Being an actor means being vulnerable. I think so, anyway. I don’t believe I could do what I do on the stage if I hadn’t lived, really lived. That isn’t to say that if a person hasn’t rolled around in the muck of life they can’t be a convincing actor; some people just have the gift of telling stories. I like to think of acting as representing life as honestly as possible. My dear mentor and teacher Peter Oyston once said to me that nothing we do on stage as actors is ‘real’. It’s all contrived, but to be in the moment when we’re on stage, to utterly believe in that moment is the best chance we have of producing an authentic representation of life.
Peter passed away two weeks ago, which has driven me into a long series of moments of reflection. He was the first person in my life to sit me down and say, “you can act. And you should.” I’ve been acting all my life: when I was in the sex industry (bombshell alert!), I was acting. At school, at Uni, I was acting. We all ‘act’ at various points in our lives, but Peter gave me permission to act for a living, and he helped me to see that my experiences in life were only going to inform my process. He accepted me with no judgment. He saw the shitty things I went through in my younger years as a boon to my craft. To be unapologetically poetic, he set me free. And I thank him for that.

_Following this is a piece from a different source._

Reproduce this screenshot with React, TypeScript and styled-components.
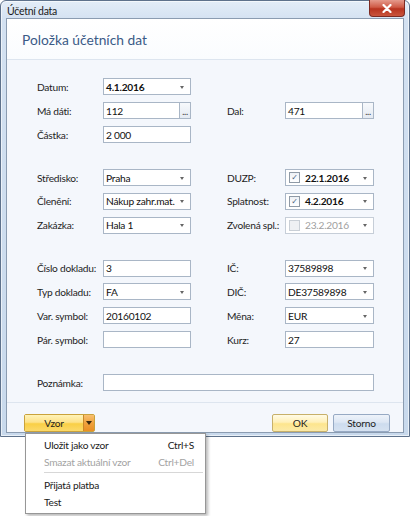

Earlier this year, another theatre-maker friend and I wrote and produced a play called “Skinhouse” which Peter came to see. It was a play based around my experiences in the sex industry and how my friend – who I lived with for a time – and I coped with these experiences. I was standing outside after the performance talking with Peter and a reviewer, and I said of Peter, “this is the man who taught me how to act.” Peter smiled and said, “you already knew, Princess. I merely helped you to see that you could do it.”
How true.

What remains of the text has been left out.